Sheila sneezed several times and then gave a broad smile. ‘Well!’ she said. ‘For you of all men to worry about that. I give up. I just don’t understand it.’
Nor did I; it was years since I had been so preposterously ashamed.
‘It has worried you, hasn’t it?’
‘I don’t know why, but it has,’ I confessed.
Sheila said, with acid gentleness ‘It’s made me remember how young you are.’
Our eyes met. She was in some way moved. After a moment she said, in the same tone ‘Look. I want to go to this ball. They don’t give me much money, but I can always get plenty. Let me give you a present. Let me buy you a suit.’
‘I can’t do that.’
‘Are you too proud?’
‘I suppose so,’ I said.
She took my hand.
‘If I’d made you happier’, she said, ‘and then asked if I could give you a present — would you still be too proud?’
‘Perhaps not,’ I said.
‘Darling,’ she said. It was rare for her to use the word. ‘I can’t be articulate like you when you let yourself go. But if I ask you to let me do it — because of what’s happened between us?’
In a brand new dinner jacket, I arrived with the Knights at the charity ball. It was held in the large hall, close by the park, a few hundred yards away from where Martineau used to live. Perhaps that induced me at supper to tell the story of Martineau, so far as I then knew it; I had seen him leave the town on foot, with a knapsack on his back, only a few days before.

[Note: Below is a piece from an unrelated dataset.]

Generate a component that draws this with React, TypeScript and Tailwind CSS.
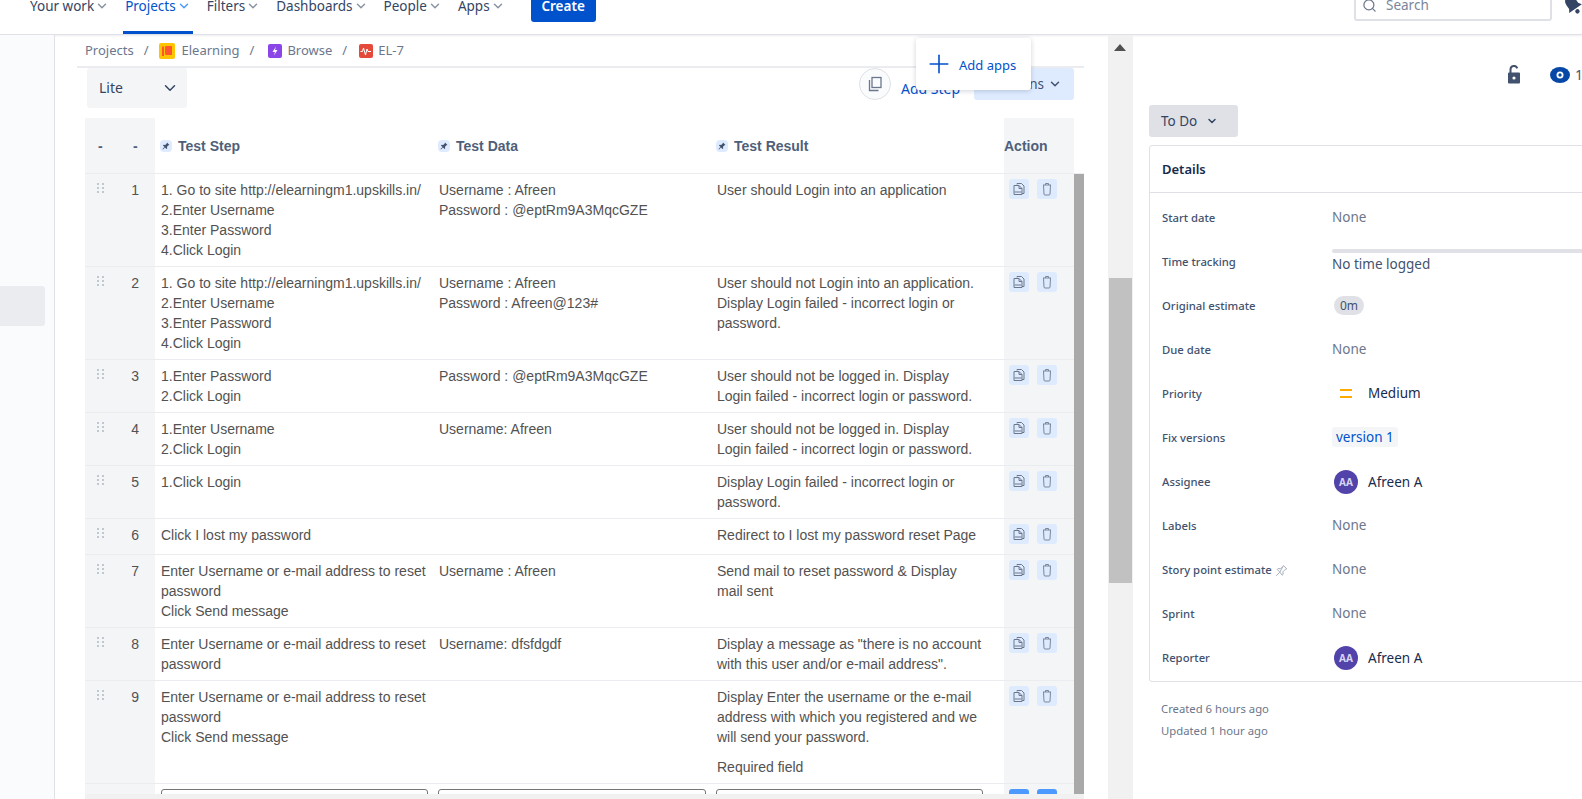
import React from 'react'
import { ChevronDown, Search, Plus } from 'lucide-react'

// ================================
// CONSTANTS
// ================================

const UI_FONT = "font-['Noto_Sans',sans-serif]"
const TABLE_FONT = "font-['Liberation_Sans',Arial,sans-serif]"

const NAV_ITEMS = [
  { label: 'Your work', active: false },
  { label: 'Projects', active: true },
  { label: 'Filters', active: false },
  { label: 'Dashboards', active: false },
  { label: 'People', active: false },
  { label: 'Apps', active: false },
]

const RETRY_LOGIN = ['1. Go to site http://elearningm1.upskills.in/', '2.Enter Username', '3.Enter Password', '4.Click Login']
const RESET_STEP = ['Enter Username or e-mail address to reset', 'password']

const ROWS = [
  {
    id: 1,
    step: RETRY_LOGIN,
    data: ['Username : Afreen', 'Password : @eptRm9A3MqcGZE'],
    result: ['User should Login into an application'],
  },
  {
    id: 2,
    step: RETRY_LOGIN,
    data: ['Username : Afreen', 'Password : Afreen@123#'],
    result: ['User should not Login into an application.', 'Display Login failed - incorrect login or', 'password.'],
  },
  {
    id: 3,
    step: ['1.Enter Password', '2.Click Login'],
    data: ['Password : @eptRm9A3MqcGZE'],
    result: ['User should not be logged in. Display', 'Login failed - incorrect login or password.'],
  },
  {
    id: 4,
    step: ['1.Enter Username', '2.Click Login'],
    data: ['Username: Afreen'],
    result: ['User should not be logged in. Display', 'Login failed - incorrect login or password.'],
  },
  {
    id: 5,
    step: ['1.Click Login'],
    data: [],
    result: ['Display Login failed - incorrect login or', 'password.'],
  },
  {
    id: 6,
    step: ['Click I lost my password'],
    data: [],
    result: ['Redirect to I lost my password reset Page'],
  },
  {
    id: 7,
    step: [...RESET_STEP, 'Click Send message'],
    data: ['Username : Afreen'],
    result: ['Send mail to reset password & Display', 'mail sent'],
  },
  {
    id: 8,
    step: RESET_STEP,
    data: ['Username: dfsfdgdf'],
    result: ['Display a message as "there is no account', 'with this user and/or e-mail address".'],
  },
  {
    id: 9,
    step: [...RESET_STEP, 'Click Send message'],
    data: [],
    result: ['Display Enter the username or the e-mail', 'address with which you registered and we', 'will send your password.'],
    note: 'Required field',
  },
]

// ================================
// ICONS
// ================================

const PinBadge = () => (
  <span className="flex h-3 w-3 items-center justify-center rounded-sm bg-[#deebff]">
    <svg className="h-2 w-2" viewBox="0 0 16 16" fill="#42526e">
      <path d="M10 1l5 5-2 .6-3 3 .4 3.4-1.4 1L6 11l-4 4-1-1 4-4-3-3 1-1.400 3.400.4 3-3z" />
    </svg>
  </span>
)

const CopyIcon = () => (
  <svg className="h-[14px] w-[14px]" viewBox="0 0 14 14" fill="none" stroke="#6b778c" strokeWidth="1">
    <path d="M5 2.500V1.500h4.500l2.500 2.500v7.500h-2" />
    <path d="M2 3.500h5l3 3v6H2z" />
    <path d="M7 3.500v3h3" />
    <path d="M2.500 10h7" />
  </svg>
)

const TrashIcon = () => (
  <svg className="h-[14px] w-[14px]" viewBox="0 0 14 14" fill="none" stroke="#7a869a" strokeWidth="1">
    <path d="M3 3h8M5.500 3V1.500h3V3" />
    <path d="M3.500 3l.5 9a1 1 0 001 1h4a1 1 0 001-1l.5-9" />
  </svg>
)

const DragHandle = () => (
  <svg className="h-2.5 w-2" viewBox="0 0 8 10" fill="#c1c7d0">
    {[0, 4, 8].map((y) => (
      <React.Fragment key={y}>
        <rect x="0" y={y} width="2" height="2" />
        <rect x="5" y={y} width="2" height="2" />
      </React.Fragment>
    ))}
  </svg>
)

const Avatar = () => (
  <span className="flex h-6 w-6 items-center justify-center rounded-full bg-[#5243aa] text-[10px] font-bold text-[#d8d4f0]">
    AA
  </span>
)

// ================================
// HEADER
// ================================

const TopBar = () => (
  <header className={`-mt-[22px] flex h-[57px] shrink-0 items-start border-b border-[#dfe1e6] bg-white pl-[28px] shadow-[0_1px_2px_rgba(9,30,66,0.08)] ${UI_FONT}`}>
    <nav className="flex h-[56px] items-center">
      {NAV_ITEMS.map((item) => (
        <div
          key={item.label}
          className={`mr-[12px] flex h-full items-center gap-px border-b-[3px] px-[2px] pt-[3px] text-[13.500px] ${
            item.active ? 'border-[#0052cc] text-[#0052cc]' : 'border-transparent text-[#344563]'
          }`}
        >
          {item.label}
          <ChevronDown size={14} strokeWidth={2.500} className={item.active ? 'text-[#4c9aff]' : 'text-[#8993a4]'} />
        </div>
      ))}
    </nav>
    <button className="ml-[12px] mt-[12px] flex h-8 w-[65px] items-center justify-center rounded-[3px] bg-[#0052cc] text-[13.500px] font-semibold text-white">
      Create
    </button>
    <div className="ml-auto mt-[11px] flex h-8 w-[198px] items-center gap-2 rounded-[3px] border-2 border-[#dfe1e6] px-[6px] text-[13.500px] text-[#7a869a]">
      <Search size={15} className="text-[#6b778c]" />
      <span className="ml-[1px]">Search</span>
    </div>
    <svg className="ml-[12px] mt-[16px] h-[22px] w-[18px] shrink-0 -rotate-[35deg]" viewBox="0 0 16 20" fill="#344563">
      <path d="M8 1c3.500 0 5 3 5 6v4l2 3H1l2-3V7c0-3 1.500-6 5-6z" />
      <circle cx="8" cy="17" r="2" />
    </svg>
  </header>
)

// ================================
// BREADCRUMBS
// ================================

const Breadcrumbs = () => (
  <div className={`flex h-[33px] shrink-0 items-center border-b-2 border-[#ebecf0] pl-2 pt-[1px] text-[13px] text-[#6b778c] ${UI_FONT}`}>
    <span>Projects</span>
    <span className="mx-[10px]">/</span>
    <svg className="mr-[7px] h-4 w-4" viewBox="0 0 16 16">
      <rect width="16" height="16" rx="2" fill="#ffc400" />
      <path d="M3 3.500h3.500v-.5h6.500v9H6.500V11H5v2H3z" fill="#ff5630" />
      <rect x="5" y="3" width="1" height="10" fill="#ffc400" />
    </svg>
    <span>Elearning</span>
    <span className="mx-[10px]">/</span>
    <svg className="mr-[5px] ml-[4px] h-[14px] w-[14px]" viewBox="0 0 14 14">
      <rect width="14" height="14" rx="2" fill="#8b46e8" />
      <path d="M8 2.500L4.500 8H7l-1 3.500L9.500 6H7z" fill="#fff" />
    </svg>
    <span>Browse</span>
    <span className="mx-[10px]">/</span>
    <svg className="mr-[5px] ml-[2px] h-[14px] w-[14px]" viewBox="0 0 14 14">
      <rect width="14" height="14" rx="2" fill="#e5493a" />
      <path d="M1.500 7.500h2l1-3.500 2 7 1.500-6 1 2.500h3" fill="none" stroke="#fff" strokeWidth="1" />
    </svg>
    <span>EL-7</span>
  </div>
)

// ================================
// TOOLBAR
// ================================

const Toolbar = () => (
  <div className={`relative flex h-[50px] shrink-0 items-start justify-between pl-[10px] pr-[10px] ${UI_FONT}`}>
    <div className="flex h-10 w-[100px] items-center justify-between rounded-[3px] bg-[#f4f5f7] pb-[1px] pl-3 pr-2 text-[14px] text-[#344563]">
      Lite
      <ChevronDown size={18} strokeWidth={2} className="text-[#344563]" />
    </div>
    <div className="flex h-8 items-center">
      <span className="flex h-8 w-8 items-center justify-center rounded-full border border-[#dfe1e6] bg-[#fafbfc]">
        <svg className="h-4 w-4" viewBox="0 0 16 16" fill="none" stroke="#6b778c" strokeWidth="1.300">
          <rect x="5" y="1.500" width="9" height="10" />
          <path d="M2.500 4v10.500h9" />
        </svg>
      </span>
      <span className="ml-[10px] mt-[8px] flex items-center text-[14px] text-[#0052cc]">
        Add Step
        <ChevronDown size={10} strokeWidth={3} />
      </span>
      <span className="ml-[4px] flex h-8 w-[100px] items-center justify-end gap-1 rounded-[3px] bg-[#deebff] pr-[12px] text-[13.500px] text-[#42526e]">
        <span className="mt-[1px]">Actions</span>
        <ChevronDown size={14} strokeWidth={2.500} />
      </span>
    </div>
    {/* floating quick-add card sits over the toolbar */}
    <div className="absolute left-[839px] top-[-30px] flex h-[52px] w-[115px] items-center gap-[5px] rounded-[3px] bg-white pl-[8px] text-[13px] text-[#0052cc] shadow-[0_1px_5px_rgba(9,30,66,0.2)]">
      <Plus size={30} strokeWidth={1.300} className="-mt-[1px]" />
      <span className="mt-[3px]">Add apps</span>
    </div>
  </div>
)

// ================================
// TABLE
// ================================

const HeaderCell = ({ label, width }: { label: string; width: string }) => (
  <div className={`flex items-center gap-[6px] pl-[5px] pt-[1px] ${width}`}>
    <PinBadge />
    {label}
  </div>
)

const Lines = ({ lines, width }: { lines: string[]; width: string }) => (
  <div className={`shrink-0 px-[6px] ${width}`}>
    {lines.map((line, index) => (
      <div key={index} className="whitespace-nowrap">
        {line}
      </div>
    ))}
  </div>
)

const TestTable = () => (
  <div className={`ml-2 flex min-h-0 flex-1 flex-col overflow-hidden text-[14px] leading-5 text-[#525252] ${TABLE_FONT}`}>
    <div className="flex h-[56px] shrink-0 items-stretch border-b border-[#ebecf0] pr-[10px] font-bold text-[#505f79]">
      <div className="flex w-[70px] shrink-0 items-center bg-[#f4f5f7] pl-[13px] pt-[1px]">
        <span className="w-[35px]">-</span>
        <span>-</span>
      </div>
      <HeaderCell label="Test Step" width="w-[278px]" />
      <HeaderCell label="Test Data" width="w-[278px]" />
      <HeaderCell label="Test Result" width="w-[293px]" />
      <div className="flex w-[70px] items-center bg-[#f4f5f7] pt-[1px]">Action</div>
    </div>
    <div className="flex min-h-0 flex-1">
      <div className="min-w-0 flex-1 overflow-hidden">
        {ROWS.map((row) => (
          <div key={row.id} className="flex min-h-[36px] border-b border-[#ebecf0]">
            <div className="flex w-[70px] shrink-0 bg-[#f4f5f7] pt-[6px]">
              <span className="flex h-5 w-[35px] items-start justify-center pr-[3px] pt-[3px]">
                <DragHandle />
              </span>
              <span className="w-[19px] text-right">{row.id}</span>
            </div>
            <div className="flex flex-1 py-[6px]">
              <Lines lines={row.step} width="w-[278px]" />
              <Lines lines={row.data} width="w-[278px]" />
              <div className="w-[293px] shrink-0 px-[6px]">
                {row.result.map((line, index) => (
                  <div key={index} className="whitespace-nowrap">
                    {line}
                  </div>
                ))}
                {row.note && <div className="mt-[10px]">{row.note}</div>}
              </div>
            </div>
            <div className="flex w-[70px] shrink-0 items-start gap-2 bg-[#f4f5f7] pl-[5px] pt-[5px]">
              <span className="flex h-5 w-5 items-center justify-center rounded-[3px] bg-[#deebff]">
                <CopyIcon />
              </span>
              <span className="flex h-5 w-5 items-center justify-center rounded-[3px] bg-[#deebff]">
                <TrashIcon />
              </span>
            </div>
          </div>
        ))}
        <div className="flex h-10">
          <div className="w-[70px] shrink-0 bg-[#f4f5f7]" />
          <div className="flex flex-1 pt-[5px]">
            <div className="ml-[6px] h-8 w-[267px] rounded-[3px] border border-[#767676]" />
            <div className="ml-[10px] h-8 w-[268px] rounded-[3px] border border-[#767676]" />
            <div className="ml-[10px] h-8 w-[267px] rounded-[3px] border border-[#767676]" />
          </div>
          <div className="flex w-[70px] shrink-0 items-start gap-2 bg-[#f4f5f7] pl-[5px] pt-[5px]">
            <span className="h-5 w-5 rounded-[3px] bg-[#4c9aff]" />
            <span className="h-5 w-5 rounded-[3px] bg-[#4c9aff]" />
          </div>
        </div>
      </div>
      <div className="w-[10px] shrink-0 bg-[#a9a9a9]" />
    </div>
    <div className="h-[5px] shrink-0 bg-[#f1f1f1]" />
  </div>
)

// ================================
// DETAILS PANEL
// ================================

const None = () => <span className="text-[#6b778c]">None</span>

const DETAILS: { label: React.ReactNode; value: React.ReactNode }[] = [
  { label: 'Start date', value: <None /> },
  {
    label: 'Time tracking',
    value: (
      <div className="mt-[1px]">
        <div className="h-1 w-full rounded-sm bg-[#dfe1e6]" />
        <div className="mt-[1px] text-[#42526e]">No time logged</div>
      </div>
    ),
  },
  {
    label: 'Original estimate',
    value: <span className="ml-[2px] rounded-full bg-[#dfe1e6] px-[6px] py-[1px] text-[12px] text-[#42526e]">0m</span>,
  },
  { label: 'Due date', value: <None /> },
  {
    label: 'Priority',
    value: (
      <span className="flex items-center text-[#172b4d]">
        <span className="ml-2 mr-4 flex w-3 flex-col gap-[5px]">
          <span className="h-[2px] bg-[#ffab00]" />
          <span className="h-[2px] bg-[#ffab00]" />
        </span>
        Medium
      </span>
    ),
  },
  {
    label: 'Fix versions',
    value: <span className="rounded-[3px] bg-[#f4f5f7] px-1 py-[1px] text-[#0052cc]">version 1</span>,
  },
  {
    label: 'Assignee',
    value: (
      <span className="mt-[2px] flex items-center gap-[10px] pl-[2px] text-[#172b4d]">
        <Avatar />
        Afreen A
      </span>
    ),
  },
  { label: 'Labels', value: <None /> },
  {
    label: (
      <span className="flex items-center gap-[3px]">
        Story point estimate
        <svg className="h-[13px] w-[13px]" viewBox="0 0 16 16" fill="none" stroke="#a5adba" strokeWidth="1.200">
          <path d="M10 1.500l4.500 4.500-1.800.6-3 3 .3 3.200-1.200 1L6 10l-4.500 4.500M6 10L2.700 6.800l1-1.200 3.200.3 3-3z" />
        </svg>
      </span>
    ),
    value: <None />,
  },
  { label: 'Sprint', value: <None /> },
  {
    label: 'Reporter',
    value: (
      <span className="mt-[2px] flex items-center gap-[10px] pl-[2px] text-[#172b4d]">
        <Avatar />
        Afreen A
      </span>
    ),
  },
]

const DetailsPanel = () => (
  <aside className={`min-w-0 flex-1 overflow-hidden pl-4 ${UI_FONT}`}>
    <div className="flex h-[70px] items-start pl-[358px] pt-[30px]">
      <svg className="h-[19px] w-[14px] shrink-0" viewBox="0 0 14 19" fill="#42526e">
        <path d="M1 8.500a1 1 0 011-1h10a1 1 0 011 1v9a1 1 0 01-1 1H2a1 1 0 01-1-1z" />
        <path d="M3.500 8V4.500a3.500 3.500 0 016.800-1.200" fill="none" stroke="#42526e" strokeWidth="2" />
        <circle cx="7" cy="13" r="1.600" fill="#fff" />
      </svg>
      <svg className="ml-[29px] mt-[2px] h-4 w-5 shrink-0" viewBox="0 0 20 16">
        <ellipse cx="10" cy="8" rx="10" ry="8" fill="#0747a6" />
        <circle cx="10" cy="8" r="3.500" fill="#fff" />
        <circle cx="10" cy="8" r="1.700" fill="#0747a6" />
      </svg>
      <span className="ml-[5px] text-[14px] leading-[19px] text-[#42526e]">1</span>
    </div>
    <div className="flex h-8 w-[89px] items-center gap-[9px] rounded-[3px] bg-[#dfe1e6] pl-3 text-[13.500px] text-[#344563]">
      To Do
      <ChevronDown size={12} strokeWidth={3} />
    </div>
    <div className="mt-2 w-[520px] rounded-[3px] border border-[#dfe1e6] pb-[1px]">
      <div className="flex h-[47px] items-center border-b border-[#dfe1e6] pl-3 pt-[1px] text-[13px] font-semibold text-[#172b4d]">
        Details
      </div>
      <div className="pt-[3px]">
        {DETAILS.map((row, index) => (
          <div key={index} className="flex h-[44px] items-center pl-3">
            <div className="w-[170px] shrink-0 text-[11.300px] font-medium text-[#42526e]">{row.label}</div>
            <div className="-mt-[2px] w-[337px] text-[13.500px]">{row.value}</div>
          </div>
        ))}
      </div>
    </div>
    <div className="mt-[16px] pl-3 text-[11.300px] leading-[22px] text-[#6b778c]">
      <div>Created 6 hours ago</div>
      <div>Updated 1 hour ago</div>
    </div>
  </aside>
)

// ================================
// MAIN RENDER
// ================================

export default function App() {
  return (
    <div className="flex h-[799px] w-[1582px] flex-col overflow-hidden bg-white">
      <TopBar />
      <div className="flex min-h-0 flex-1">
        <div className="w-[55px] shrink-0 border-r border-[#dfe1e6] bg-[#fafbfc] pt-[251px]">
          <div className="h-10 w-[45px] rounded-r-[3px] bg-[#ebecf0]" />
        </div>
        <main className="flex w-[1053px] min-w-0 shrink-0 flex-col pl-[22px] pr-[24px]">
          <Breadcrumbs />
          <Toolbar />
          <TestTable />
        </main>
        <div className="relative w-[25px] shrink-0 bg-[#f1f1f1] pt-[243px]">
          <svg className="absolute left-[6px] top-[9px] h-[7px] w-[12px]" viewBox="0 0 12 7" fill="#505050">
            <path d="M6 0l6 7H0z" />
          </svg>
          <div className="mx-[1px] h-[305px] bg-[#c1c1c1]" />
        </div>
        <DetailsPanel />
      </div>
    </div>
  )
}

I told the story because someone had to talk. The supper tables were arranged in the corridors all round the main hall, and the meal was served before the dance began. As a party of four, we were not ideally chosen. Sheila was looking tired; she was boldly made up, much to her mother’s indignation, but the powder did not hide the rings under her eyes, and the painted lips were held in her involuntary smile. She was strained in the presence of her parents, and some of her nervousness infected me, the more so as I was still not well. With her usual directness and simplicity, Mrs Knight resented my presence. She produced a list of young men who, in her view, would have been valuable additions — some of whom Sheila had been seeing in the last few months, though she had resisted the temptation to let fall their names. As for Mr Knight, he was miserable to be there at all, and he was not the man to conceal his misery.